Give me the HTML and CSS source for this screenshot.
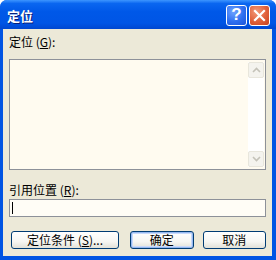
FILE: index.html
```html
<!DOCTYPE html>
<html lang="zh-CN">
<head>
  <meta charset="UTF-8">
  <title>定位</title>
  <link rel="stylesheet" href="styles.css">
</head>
<body>
  <div class="window">
    <div class="titlebar">
      <span class="title">定位</span>
      <div class="caption-btns">
        <span class="cap-btn help">?</span>
        <span class="cap-btn close">
          <svg width="13" height="13" viewBox="0 0 13 13">
            <path d="M2 2 L11 11 M11 2 L2 11" stroke="#fff" stroke-width="2.2" stroke-linecap="square"/>
          </svg>
        </span>
      </div>
    </div>
    <div class="client">
      <div class="label">定位 (<u>G</u>):</div>
      <div class="listbox">
        <div class="list-items"></div>
        <div class="scrollbar">
          <span class="sb-btn">
            <svg width="9" height="6" viewBox="0 0 9 6"><path d="M1 5 L4.5 1.5 L8 5" fill="none" stroke="#c4c2b8" stroke-width="1.6"/></svg>
          </span>
          <span class="sb-track"></span>
          <span class="sb-btn">
            <svg width="9" height="6" viewBox="0 0 9 6"><path d="M1 1 L4.5 4.5 L8 1" fill="none" stroke="#c4c2b8" stroke-width="1.6"/></svg>
          </span>
        </div>
      </div>
      <div class="label label-ref">引用位置 (<u>R</u>):</div>
      <div class="input"><span class="caret"></span></div>
      <div class="buttons">
        <button class="btn btn-wide">定位条件 (<u>S</u>)...</button>
        <button class="btn btn-default">确定</button>
        <button class="btn">取消</button>
      </div>
    </div>
  </div>
</body>
</html>
```

FILE: styles.css
```css
* {
  box-sizing: border-box;
}
body {
  margin: 0;
  background: #fff;
  font-family: 'Noto Sans CJK SC', 'DejaVu Sans', sans-serif;
  font-size: 12px;
  color: #000;
}
.window {
  width: 276px;
  height: 260px;
  background: #0054e3;
  border-radius: 7px 7px 0 0;
  display: flex;
  flex-direction: column;
  padding: 0 4px 4px 3px;
}
.titlebar {
  height: 29px;
  margin: 0 -4px 0 -3px;
  border-radius: 7px 7px 0 0;
  background: linear-gradient(#3d95ff 0%, #0a66f0 12%, #0058e8 40%, #0055e5 80%, #0047d0 100%);
  display: flex;
  align-items: center;
  padding: 0 6px 0 7px;
}
.title {
  color: #fff;
  font-weight: bold;
  font-size: 13px;
  text-shadow: 1px 1px 0 #0a1e78;
  flex: 1;
  margin-top: 1px;
}
.caption-btns {
  display: flex;
  gap: 2px;
  margin-top: 1px;
}
.cap-btn {
  width: 21px;
  height: 21px;
  border: 1px solid #fff;
  border-radius: 3px;
  display: flex;
  align-items: center;
  justify-content: center;
  color: #fff;
  font-family: 'Liberation Sans', sans-serif;
  font-weight: bold;
  font-size: 17px;
}
.help {
  background: radial-gradient(circle at 35% 30%, #6fa4ff 0%, #2f6ff0 55%, #1c54d8 100%);
}
.close {
  background: radial-gradient(circle at 35% 30%, #f39a7a 0%, #e0603a 55%, #c8421d 100%);
}
.client {
  flex: 1;
  background: #ece9d8;
  padding: 7px 6px 0 6px;
  display: flex;
  flex-direction: column;
}
.label {
  line-height: 12px;
  height: 12px;
}
.label u {
  text-decoration: underline;
}
.listbox {
  margin-top: 11px;
  height: 111px;
  border: 1px solid #8d9199;
  background: #fffbf0;
  display: flex;
  padding: 2px 1px 2px 0;
}
.list-items {
  flex: 1;
}
.scrollbar {
  width: 16px;
  display: flex;
  flex-direction: column;
  background: #ffffff;
}
.sb-btn {
  height: 16px;
  border: 1px solid #e8e6dc;
  border-radius: 2px;
  background: #f4f3ee;
  display: flex;
  align-items: center;
  justify-content: center;
}
.sb-track {
  flex: 1;
}
.label-ref {
  margin-top: 14px;
}
.input {
  margin-top: 3px;
  height: 18px;
  border: 1px solid #8d9199;
  background: #fffdf6;
  padding: 2px 2px;
}
.caret {
  display: block;
  width: 1px;
  height: 12px;
  background: #000;
}
.buttons {
  margin-top: 14px;
  display: flex;
  padding-left: 2px;
}
.btn {
  height: 18px;
  font-family: inherit;
  font-size: 12px;
  line-height: 14px;
  padding: 0;
  border: 1px solid #003c74;
  border-radius: 3px;
  background: linear-gradient(#ffffff 0%, #f6f6f2 60%, #e2e1d8 100%);
  color: #000;
  width: 64px;
}
.btn-wide {
  width: 109px;
  margin-right: 11px;
}
.btn-default {
  margin-right: 9px;
  box-shadow: inset 0 0 0 1px #95b8f0, inset 0 0 0 2px #c9dafa;
}
```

────────────────────────────────────────

_EXERCISE AIM:_
Repeat the data exactly in full, omitting its pictures.

_SOLVED PROBLEM:_
Give me the HTML and CSS source for this screenshot.
FILE: index.html
```html
<!DOCTYPE html>
<html lang="zh-CN">
<head>
  <meta charset="UTF-8">
  <title>定位</title>
  <link rel="stylesheet" href="styles.css">
</head>
<body>
  <div class="window">
    <div class="titlebar">
      <span class="title">定位</span>
      <div class="caption-btns">
        <span class="cap-btn help">?</span>
        <span class="cap-btn close">
          <svg width="13" height="13" viewBox="0 0 13 13">
            <path d="M2 2 L11 11 M11 2 L2 11" stroke="#fff" stroke-width="2.2" stroke-linecap="square"/>
          </svg>
        </span>
      </div>
    </div>
    <div class="client">
      <div class="label">定位 (<u>G</u>):</div>
      <div class="listbox">
        <div class="list-items"></div>
        <div class="scrollbar">
          <span class="sb-btn">
            <svg width="9" height="6" viewBox="0 0 9 6"><path d="M1 5 L4.5 1.5 L8 5" fill="none" stroke="#c4c2b8" stroke-width="1.6"/></svg>
          </span>
          <span class="sb-track"></span>
          <span class="sb-btn">
            <svg width="9" height="6" viewBox="0 0 9 6"><path d="M1 1 L4.5 4.5 L8 1" fill="none" stroke="#c4c2b8" stroke-width="1.6"/></svg>
          </span>
        </div>
      </div>
      <div class="label label-ref">引用位置 (<u>R</u>):</div>
      <div class="input"><span class="caret"></span></div>
      <div class="buttons">
        <button class="btn btn-wide">定位条件 (<u>S</u>)...</button>
        <button class="btn btn-default">确定</button>
        <button class="btn">取消</button>
      </div>
    </div>
  </div>
</body>
</html>
```

FILE: styles.css
```css
* {
  box-sizing: border-box;
}
body {
  margin: 0;
  background: #fff;
  font-family: 'Noto Sans CJK SC', 'DejaVu Sans', sans-serif;
  font-size: 12px;
  color: #000;
}
.window {
  width: 276px;
  height: 260px;
  background: #0054e3;
  border-radius: 7px 7px 0 0;
  display: flex;
  flex-direction: column;
  padding: 0 4px 4px 3px;
}
.titlebar {
  height: 29px;
  margin: 0 -4px 0 -3px;
  border-radius: 7px 7px 0 0;
  background: linear-gradient(#3d95ff 0%, #0a66f0 12%, #0058e8 40%, #0055e5 80%, #0047d0 100%);
  display: flex;
  align-items: center;
  padding: 0 6px 0 7px;
}
.title {
  color: #fff;
  font-weight: bold;
  font-size: 13px;
  text-shadow: 1px 1px 0 #0a1e78;
  flex: 1;
  margin-top: 1px;
}
.caption-btns {
  display: flex;
  gap: 2px;
  margin-top: 1px;
}
.cap-btn {
  width: 21px;
  height: 21px;
  border: 1px solid #fff;
  border-radius: 3px;
  display: flex;
  align-items: center;
  justify-content: center;
  color: #fff;
  font-family: 'Liberation Sans', sans-serif;
  font-weight: bold;
  font-size: 17px;
}
.help {
  background: radial-gradient(circle at 35% 30%, #6fa4ff 0%, #2f6ff0 55%, #1c54d8 100%);
}
.close {
  background: radial-gradient(circle at 35% 30%, #f39a7a 0%, #e0603a 55%, #c8421d 100%);
}
.client {
  flex: 1;
  background: #ece9d8;
  padding: 7px 6px 0 6px;
  display: flex;
  flex-direction: column;
}
.label {
  line-height: 12px;
  height: 12px;
}
.label u {
  text-decoration: underline;
}
.listbox {
  margin-top: 11px;
  height: 111px;
  border: 1px solid #8d9199;
  background: #fffbf0;
  display: flex;
  padding: 2px 1px 2px 0;
}
.list-items {
  flex: 1;
}
.scrollbar {
  width: 16px;
  display: flex;
  flex-direction: column;
  background: #ffffff;
}
.sb-btn {
  height: 16px;
  border: 1px solid #e8e6dc;
  border-radius: 2px;
  background: #f4f3ee;
  display: flex;
  align-items: center;
  justify-content: center;
}
.sb-track {
  flex: 1;
}
.label-ref {
  margin-top: 14px;
}
.input {
  margin-top: 3px;
  height: 18px;
  border: 1px solid #8d9199;
  background: #fffdf6;
  padding: 2px 2px;
}
.caret {
  display: block;
  width: 1px;
  height: 12px;
  background: #000;
}
.buttons {
  margin-top: 14px;
  display: flex;
  padding-left: 2px;
}
.btn {
  height: 18px;
  font-family: inherit;
  font-size: 12px;
  line-height: 14px;
  padding: 0;
  border: 1px solid #003c74;
  border-radius: 3px;
  background: linear-gradient(#ffffff 0%, #f6f6f2 60%, #e2e1d8 100%);
  color: #000;
  width: 64px;
}
.btn-wide {
  width: 109px;
  margin-right: 11px;
}
.btn-default {
  margin-right: 9px;
  box-shadow: inset 0 0 0 1px #95b8f0, inset 0 0 0 2px #c9dafa;
}
```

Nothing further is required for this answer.